Have you ever set out to do something with the best intentions, but struggled to keep the momentum going? When popular American stand-up comedian Jerry Seinfeld started out, he created the habit of writing new material every day using a calendar and a red marker. Whenever he managed to write daily, he would put a big red “X” on the calendar since he didn’t want to see any blank days that “broke the chain.”
If you try implementing a similar technique for almost a month, your new habit will largely be formed. Here are a few steps which will help you form a habit:
Keep a track: Tracking your progress can help. You can use a journal or mobile app to keep a note of things like your diet, exercise or sleep patterns. Seeing your goals on paper will make you believe that they are achievable and also help declutter your mind.

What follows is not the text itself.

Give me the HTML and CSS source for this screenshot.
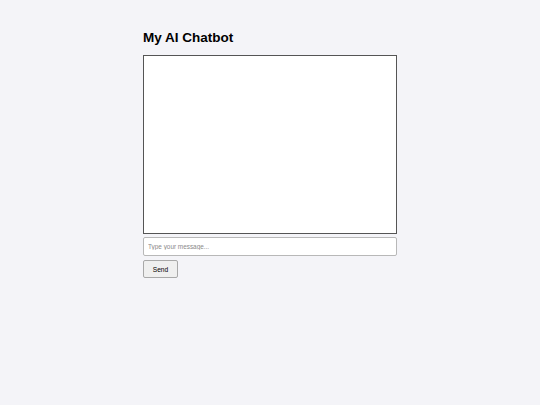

Start small: Setting big goals sounds exciting, but starting with small, realistic goals is more likely to lead you to success. A small goal, for instance, would be to meditate for 10 minutes, walk 15 minutes per day or read four pages of a book each day.
Celebrate small victories: It’s important to reward yourself (get yourself a massage or attend a concert) even if you’ve achieved a small milestone, because that helps you stay consistently motivated.
Think of the long-term: When we look at the big picture, we always tend to stay focused towards achieving our goal. According to Dr. Leonard Epstein, who studies behaviour change and decision-making at the University at Buffalo, some people have a harder time than others resisting their impulses. He calls this “delay discounting,” where you undervalue the bigger benefits of waiting in favour of smaller immediate rewards, which can lead to overeating, substance abuse, drinking or shopping too much, among other risks.
Surround yourself with positivity: If you want to make big things happen in your life, you should avoid pessimists who bring you down and surround yourself with people are genuinely going to stand by you throughout.